The focus then shifts to Owen, a lonely middle-school student (Kodi Smit-McPhee, who proves that his riveting performance in "The Road" was no fluke). Bullied by older boys, he wants blood, but he's no match for the three thugs who torment him. Enter Abby, a mysterious new arrival to Owen's apartment complex. They may be kindred spirits. She's kind of a weirdo loner, too, given to walking around the frigid courtyard barefoot. Aloof at first, she warms to Owen when she sees a scar his persecutors have put on his cheek. When she offers to help, he protests, "You're a girl." "I'm a lot stronger than you think I am," she replies.

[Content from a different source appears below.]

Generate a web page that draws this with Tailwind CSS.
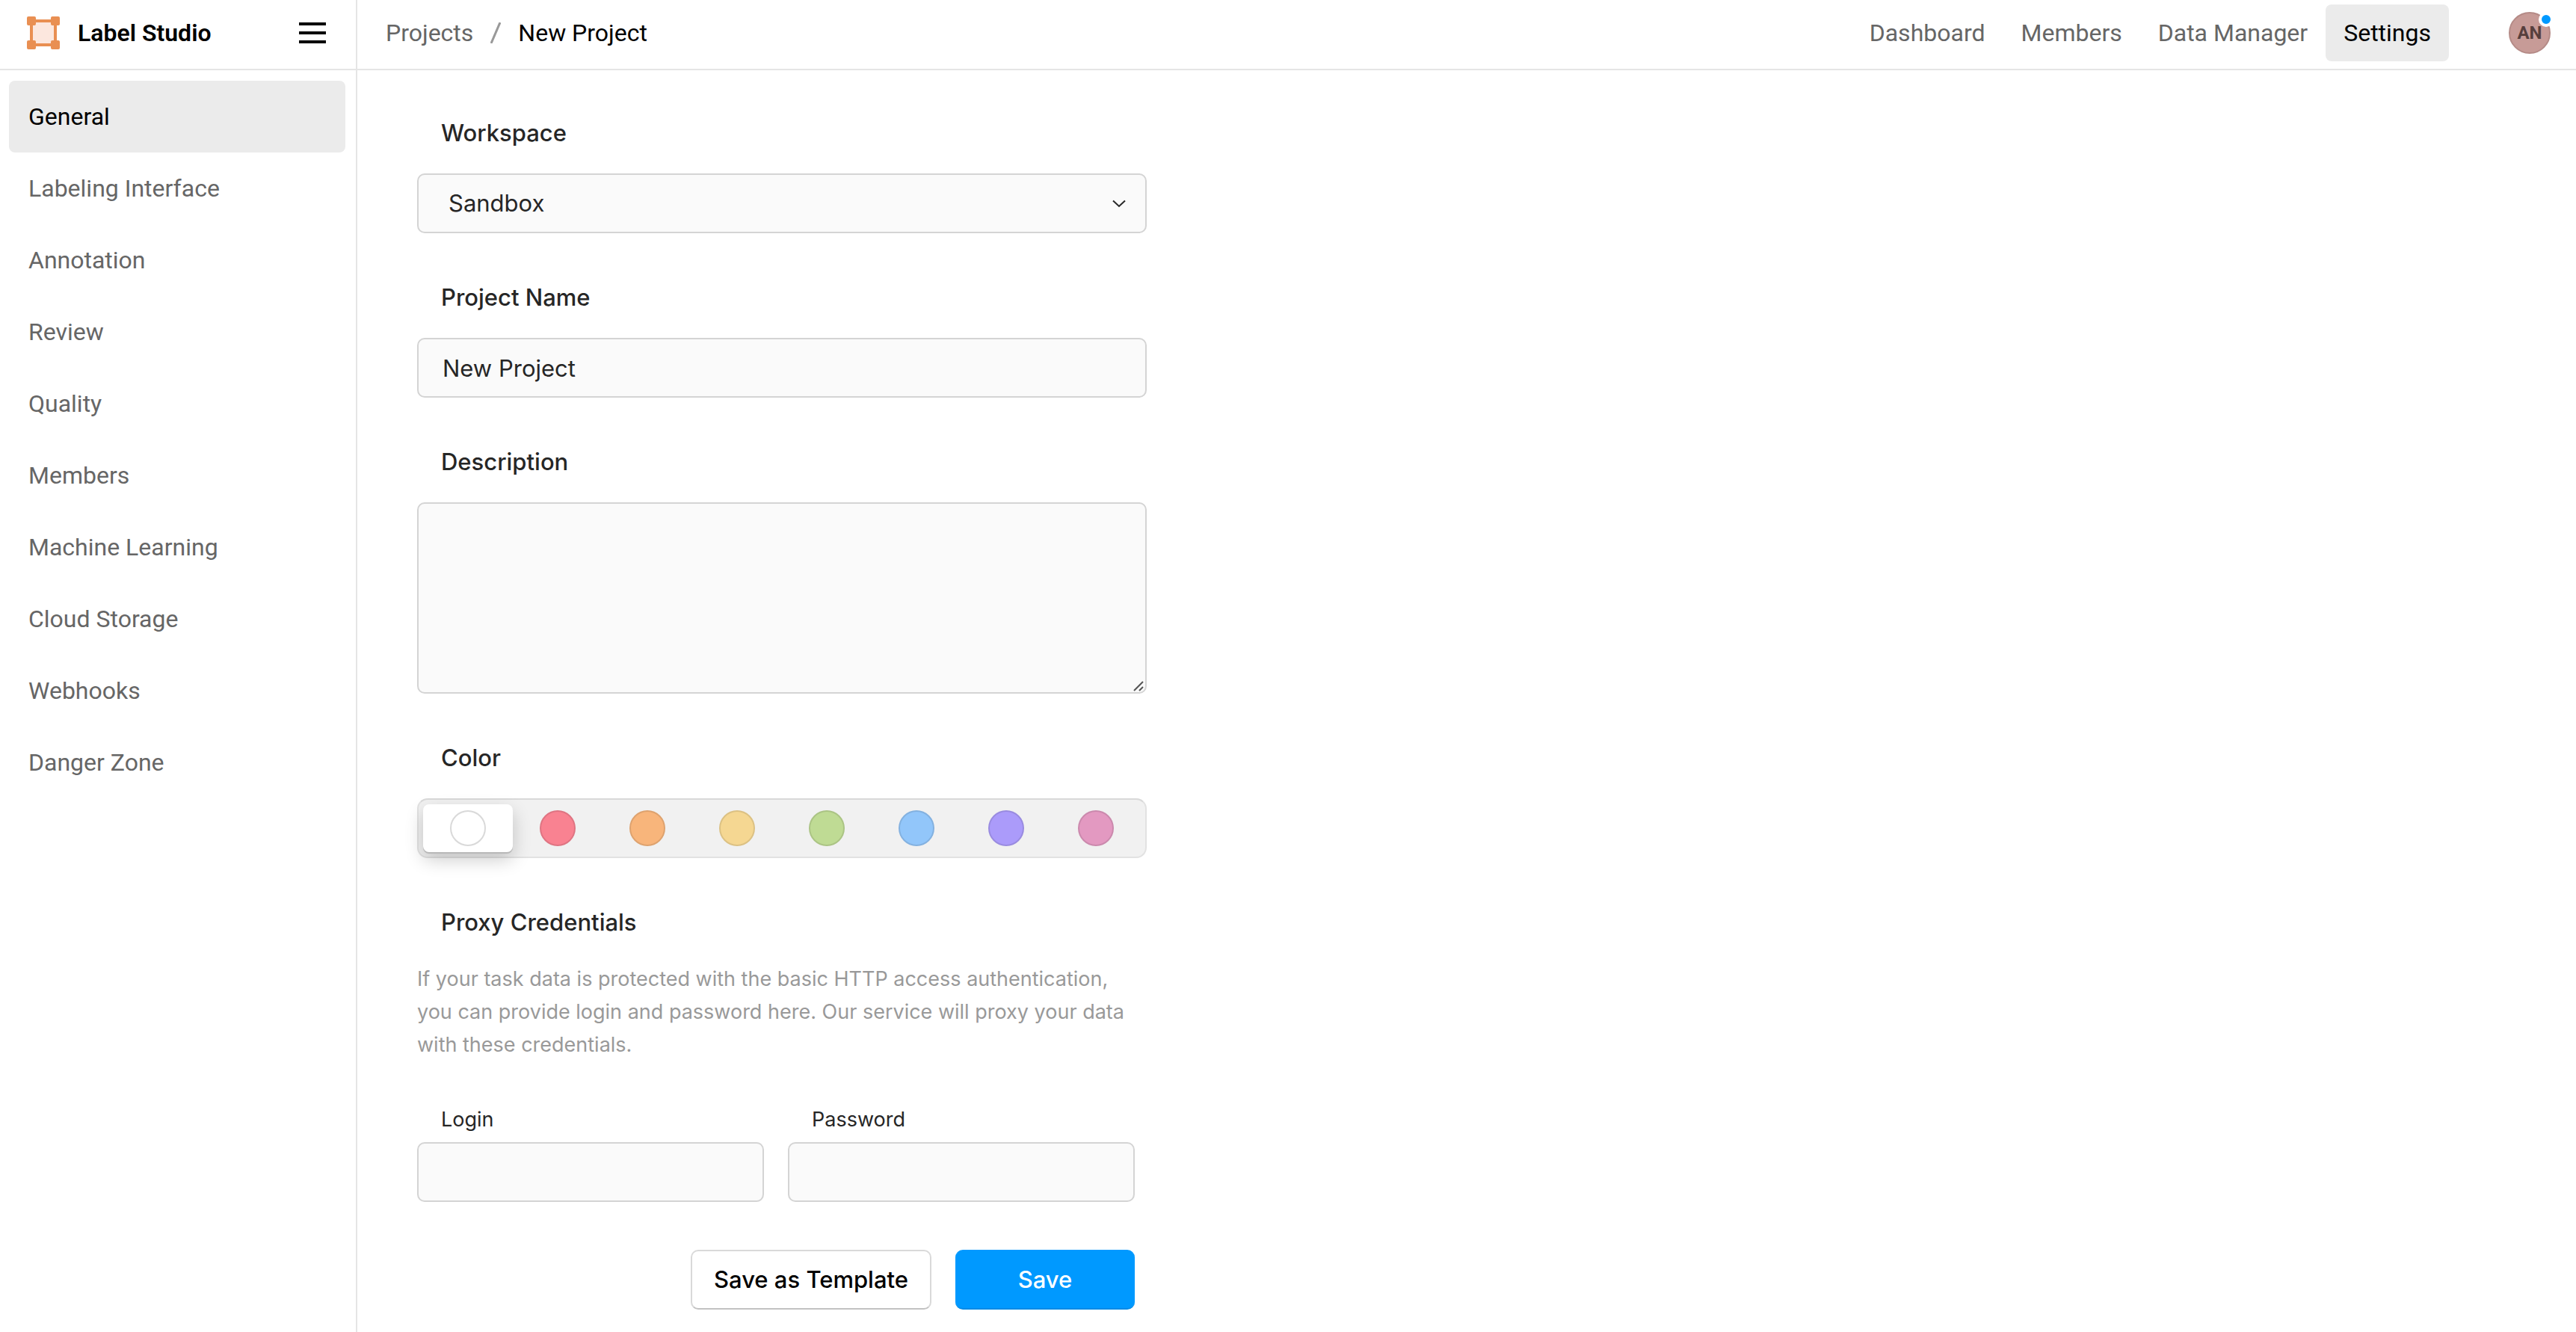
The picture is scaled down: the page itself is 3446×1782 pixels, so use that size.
<!DOCTYPE html>
<html lang="en">
<head>
<meta charset="utf-8">
<title>New Project – Settings</title>
<script src="https://cdn.jsdelivr.net/npm/@tailwindcss/browser@4"></script>
</head>
<body class="flex min-h-screen flex-col bg-white font-[Roboto,sans-serif] text-[32px] leading-[44px] text-black">
  <header class="flex h-[94px] shrink-0 border-b-2 border-[#e5e5e5]">
    <div class="flex w-[478px] shrink-0 items-center border-r-2 border-[#e5e5e5] pr-10 pb-1 pl-9">
      <svg class="size-11" viewBox="0 0 44 44" aria-hidden="true">
        <rect x="6" y="6" width="32" height="32" fill="#fce7de" stroke="#e98f52" stroke-width="4"/>
        <g fill="#e98f52"><rect width="12" height="12" rx="2"/><rect x="32" width="12" height="12" rx="2"/><rect y="32" width="12" height="12" rx="2"/><rect x="32" y="32" width="12" height="12" rx="2"/></g>
      </svg>
      <a href="#" class="ml-6 font-semibold">Label Studio</a>
      <button type="button" aria-label="Toggle menu" class="ml-auto">
        <svg class="h-7 w-9" viewBox="0 0 36 28"><path d="M0 2h36M0 14h36M0 26h36" stroke="#000" stroke-width="4"/></svg>
      </button>
    </div>
    <nav aria-label="Breadcrumb" class="flex items-center gap-[23px] pb-1 pl-[38px]">
      <a href="#" class="text-[#666]">Projects</a>
      <svg class="h-7 w-[14px]" viewBox="0 0 14 28" aria-hidden="true"><path d="M1 28L13 0" stroke="#999" stroke-width="3"/></svg>
      <a href="#">New Project</a>
    </nav>
    <nav aria-label="Project" class="ml-auto flex items-center pr-20 pb-1 text-[#666]">
      <a href="#" class="px-6 py-4">Dashboard</a>
      <a href="#" class="px-6 py-4">Members</a>
      <a href="#" class="px-6 py-4">Data Manager</a>
      <a href="#" class="rounded-lg bg-[#ebebeb] px-6 py-4 text-black">Settings</a>
    </nav>
    <div class="flex items-center pr-[34px] pb-1">
      <button type="button" class="relative flex size-14 items-center justify-center rounded-full border-2 border-[#b58b87] bg-[#c79b97] text-2xl font-bold text-[#573f3d]">AN
        <span class="absolute -top-0.5 -right-1.5 size-5 rounded-full border-4 border-white bg-[#09f]"></span>
      </button>
    </div>
  </header>
  <div class="flex grow">
    <aside class="w-[478px] shrink-0 border-r-2 border-[#e5e5e5] py-[14px] pr-[14px] pl-3">
      <nav aria-label="Settings" class="flex flex-col text-[#666]">
        <a href="#" class="rounded-lg bg-[#ebebeb] px-[26px] py-[26px] text-black">General</a>
        <a href="#" class="px-[26px] py-[26px]">Labeling Interface</a>
        <a href="#" class="px-[26px] py-[26px]">Annotation</a>
        <a href="#" class="px-[26px] py-[26px]">Review</a>
        <a href="#" class="px-[26px] py-[26px]">Quality</a>
        <a href="#" class="px-[26px] py-[26px]">Members</a>
        <a href="#" class="px-[26px] py-[26px]">Machine Learning</a>
        <a href="#" class="px-[26px] py-[26px]">Cloud Storage</a>
        <a href="#" class="px-[26px] py-[26px]">Webhooks</a>
        <a href="#" class="px-[26px] py-[26px]">Danger Zone</a>
      </nav>
    </aside>
    <main class="min-w-0 grow pt-[62px] pb-7 pl-20">
      <form class="flex w-full max-w-[976px] flex-col gap-16 font-[Inter,sans-serif] text-[31px] text-[#262626]">
        <div class="flex flex-col gap-8">
          <label for="workspace" class="pl-8 font-medium">Workspace</label>
          <div class="relative">
            <select id="workspace" class="block h-20 w-full appearance-none rounded-[10px] border-2 border-[#d4d4d4] bg-[#fafafa] pr-20 pl-10"><option>Sandbox</option></select>
            <svg class="pointer-events-none absolute top-[35px] right-7 h-[11px] w-[18px]" viewBox="0 0 18 11" aria-hidden="true"><path d="M1 1.500l8 7.500 8-7.500" fill="none" stroke="#262626" stroke-width="2"/></svg>
          </div>
        </div>
        <div class="flex flex-col gap-8">
          <label for="name" class="pl-8 font-medium">Project Name</label>
          <input id="name" type="text" value="New Project" class="h-20 w-full rounded-[10px] border-2 border-[#d4d4d4] bg-[#fafafa] px-8">
        </div>
        <div class="flex flex-col gap-8">
          <label for="description" class="pl-8 font-medium">Description</label>
          <div class="relative">
            <textarea id="description" class="block h-64 w-full resize-none rounded-[10px] border-2 border-[#d4d4d4] bg-[#fafafa] px-8 py-4"></textarea>
            <svg class="pointer-events-none absolute right-1 bottom-[3px] size-[14px]" viewBox="0 0 14 14" aria-hidden="true"><path d="M1 13L13 1M8 13l5-5" stroke="#555" stroke-width="2"/></svg>
          </div>
        </div>
        <fieldset class="flex flex-col">
          <legend class="mb-8 pl-8 font-medium">Color</legend>
          <div class="grid h-20 grid-cols-8 rounded-[14px] border-2 border-[#e2e2e2] border-t-[#d9d9d9] bg-[#f1f1f1] p-1.5">
            <label class="flex items-center justify-center rounded-lg bg-white shadow-[0_2px_0_#b8b8b8,0_10px_24px_rgba(0,0,0,0.2)]"><input type="radio" name="color" aria-label="White" checked class="size-12 appearance-none rounded-full border-2 border-black/15 bg-white"></label>
            <label class="flex items-center justify-center"><input type="radio" name="color" aria-label="Red" class="size-12 appearance-none rounded-full border-2 border-black/10 bg-[#f98291]"></label>
            <label class="flex items-center justify-center"><input type="radio" name="color" aria-label="Orange" class="size-12 appearance-none rounded-full border-2 border-black/10 bg-[#f8b57b]"></label>
            <label class="flex items-center justify-center"><input type="radio" name="color" aria-label="Yellow" class="size-12 appearance-none rounded-full border-2 border-black/10 bg-[#f5d792]"></label>
            <label class="flex items-center justify-center"><input type="radio" name="color" aria-label="Green" class="size-12 appearance-none rounded-full border-2 border-black/10 bg-[#bfdb94]"></label>
            <label class="flex items-center justify-center"><input type="radio" name="color" aria-label="Blue" class="size-12 appearance-none rounded-full border-2 border-black/10 bg-[#92c6fa]"></label>
            <label class="flex items-center justify-center"><input type="radio" name="color" aria-label="Purple" class="size-12 appearance-none rounded-full border-2 border-black/10 bg-[#ab9bfa]"></label>
            <label class="flex items-center justify-center"><input type="radio" name="color" aria-label="Pink" class="size-12 appearance-none rounded-full border-2 border-black/10 bg-[#e399c1]"></label>
          </div>
        </fieldset>
        <fieldset>
          <legend class="mb-8 pl-8 font-medium">Proxy Credentials</legend>
          <p class="text-[27px] text-[#999]">If your task data is protected with the basic HTTP access authentication, you can provide login and password here. Our service will proxy your data with these credentials.</p>
          <div class="mt-14 grid grid-cols-2 gap-8 pr-4">
            <div class="flex flex-col gap-2">
              <label for="login" class="pl-8 text-[27px]">Login</label>
              <input id="login" type="text" class="h-20 w-full rounded-[10px] border-2 border-[#d4d4d4] bg-[#fafafa] px-8">
            </div>
            <div class="flex flex-col gap-2">
              <label for="password" class="pl-8 text-[27px]">Password</label>
              <input id="password" type="password" class="h-20 w-full rounded-[10px] border-2 border-[#d4d4d4] bg-[#fafafa] px-8">
            </div>
          </div>
        </fieldset>
        <div class="flex justify-end gap-8 pr-4 font-medium">
          <button type="button" class="h-20 rounded-[10px] border-2 border-[#d9d9d9] border-b-[#c2c2c2] px-[29px] text-black">Save as Template</button>
          <button type="submit" class="h-20 w-60 rounded-[10px] border-y-2 border-t-[#09f] border-b-[#008ae6] bg-[#09f] text-white">Save</button>
        </div>
      </form>
    </main>
  </div>
</body>
</html>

Chloe Grace Moretz (Hit Girl in "Kick-Ass") delivers that line with a Mona Lisa smile. Owen is hooked, and his attachment grows from awkward puppy love to a connection that is both obsessive and heartbreaking. Observing this development, unhappily, is a character the credits call The Father, though his role in Abby's life is not so simply described. Richard Jenkins plays him as a haunted shell of a man. He is anonymously ordinary, the better to run his risky nighttime errands for Abby. His near-slavish devotion suggests that the girl is not as guileless as she seems. His clipped "Stay away from that boy," could be a parent's advice or a lover's plea.

The truth about Abby's nature and her demands on the men in her life emerges slowly, against the background of Owen's everyday life, which magnifies the growing dread. The story has a nightmare logic that survives even Reeves' gratuitous shots of Moretz wearing "Exorcist" makeup and mirrored contact lenses. But "Let Me In" would be better if he had left well enough alone.